### DATA PROVIDED:
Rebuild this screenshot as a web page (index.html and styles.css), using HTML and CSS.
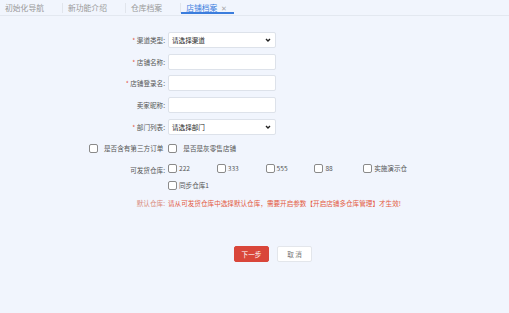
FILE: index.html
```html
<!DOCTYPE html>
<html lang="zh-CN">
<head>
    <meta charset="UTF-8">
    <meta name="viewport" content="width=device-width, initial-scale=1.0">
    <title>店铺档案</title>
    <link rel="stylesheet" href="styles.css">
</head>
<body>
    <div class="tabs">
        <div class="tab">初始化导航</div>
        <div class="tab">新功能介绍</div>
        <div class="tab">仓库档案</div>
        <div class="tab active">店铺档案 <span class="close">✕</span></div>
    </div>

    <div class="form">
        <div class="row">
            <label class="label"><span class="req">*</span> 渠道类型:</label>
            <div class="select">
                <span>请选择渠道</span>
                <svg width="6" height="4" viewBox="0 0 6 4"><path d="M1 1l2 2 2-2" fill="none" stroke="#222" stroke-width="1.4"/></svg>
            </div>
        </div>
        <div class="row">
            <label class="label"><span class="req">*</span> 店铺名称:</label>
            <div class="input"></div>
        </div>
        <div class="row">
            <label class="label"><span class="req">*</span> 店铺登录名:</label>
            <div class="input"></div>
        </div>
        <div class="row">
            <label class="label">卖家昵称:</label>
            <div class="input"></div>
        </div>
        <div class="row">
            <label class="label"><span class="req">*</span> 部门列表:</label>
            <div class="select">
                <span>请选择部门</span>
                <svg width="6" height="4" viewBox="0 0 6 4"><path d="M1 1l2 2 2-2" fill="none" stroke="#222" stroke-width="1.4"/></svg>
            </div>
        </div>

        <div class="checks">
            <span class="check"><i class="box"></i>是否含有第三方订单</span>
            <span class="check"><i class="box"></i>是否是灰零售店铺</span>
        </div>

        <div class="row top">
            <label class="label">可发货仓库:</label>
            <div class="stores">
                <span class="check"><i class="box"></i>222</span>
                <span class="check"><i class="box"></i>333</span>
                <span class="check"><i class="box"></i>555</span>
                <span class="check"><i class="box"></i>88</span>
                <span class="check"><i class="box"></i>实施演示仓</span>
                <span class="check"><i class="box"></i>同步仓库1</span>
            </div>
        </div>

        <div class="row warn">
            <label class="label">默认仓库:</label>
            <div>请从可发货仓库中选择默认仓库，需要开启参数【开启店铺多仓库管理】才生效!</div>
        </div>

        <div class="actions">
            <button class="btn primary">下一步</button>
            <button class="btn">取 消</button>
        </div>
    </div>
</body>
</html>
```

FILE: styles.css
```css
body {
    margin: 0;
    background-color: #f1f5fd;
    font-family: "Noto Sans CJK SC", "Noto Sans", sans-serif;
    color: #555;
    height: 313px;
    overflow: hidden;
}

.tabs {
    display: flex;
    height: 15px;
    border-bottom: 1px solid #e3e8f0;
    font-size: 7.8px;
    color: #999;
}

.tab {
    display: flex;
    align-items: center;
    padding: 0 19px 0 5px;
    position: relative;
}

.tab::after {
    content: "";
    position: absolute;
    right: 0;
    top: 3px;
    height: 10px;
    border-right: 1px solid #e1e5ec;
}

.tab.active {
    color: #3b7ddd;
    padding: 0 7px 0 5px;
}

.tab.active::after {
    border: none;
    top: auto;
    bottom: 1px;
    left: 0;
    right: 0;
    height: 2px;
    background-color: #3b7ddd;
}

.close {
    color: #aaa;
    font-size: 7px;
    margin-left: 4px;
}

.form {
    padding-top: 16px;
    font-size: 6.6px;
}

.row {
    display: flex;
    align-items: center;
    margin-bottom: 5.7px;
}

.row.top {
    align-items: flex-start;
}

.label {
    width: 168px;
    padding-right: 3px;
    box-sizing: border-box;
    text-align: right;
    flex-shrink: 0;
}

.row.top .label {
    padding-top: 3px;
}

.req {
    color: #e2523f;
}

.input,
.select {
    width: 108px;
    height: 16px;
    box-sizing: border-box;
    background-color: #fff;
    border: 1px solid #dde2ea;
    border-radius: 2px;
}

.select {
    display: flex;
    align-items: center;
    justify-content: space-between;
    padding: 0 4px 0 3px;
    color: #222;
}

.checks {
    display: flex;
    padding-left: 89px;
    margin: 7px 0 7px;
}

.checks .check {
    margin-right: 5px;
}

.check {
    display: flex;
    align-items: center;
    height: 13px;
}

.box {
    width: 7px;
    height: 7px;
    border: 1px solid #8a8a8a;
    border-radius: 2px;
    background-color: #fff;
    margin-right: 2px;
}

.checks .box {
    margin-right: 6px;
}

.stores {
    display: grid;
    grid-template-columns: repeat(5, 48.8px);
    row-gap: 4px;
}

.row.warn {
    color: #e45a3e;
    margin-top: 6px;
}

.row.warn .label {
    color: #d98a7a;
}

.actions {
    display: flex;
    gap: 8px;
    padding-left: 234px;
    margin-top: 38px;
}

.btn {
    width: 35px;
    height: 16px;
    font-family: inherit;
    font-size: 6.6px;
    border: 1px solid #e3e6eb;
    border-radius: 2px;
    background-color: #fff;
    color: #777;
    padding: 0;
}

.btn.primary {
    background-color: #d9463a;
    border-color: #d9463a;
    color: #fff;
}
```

### GIVEN TASK:
Work out how many lines of the listing above include the word "styles". Reply with nothing but the count.

### THE ANSWER:
3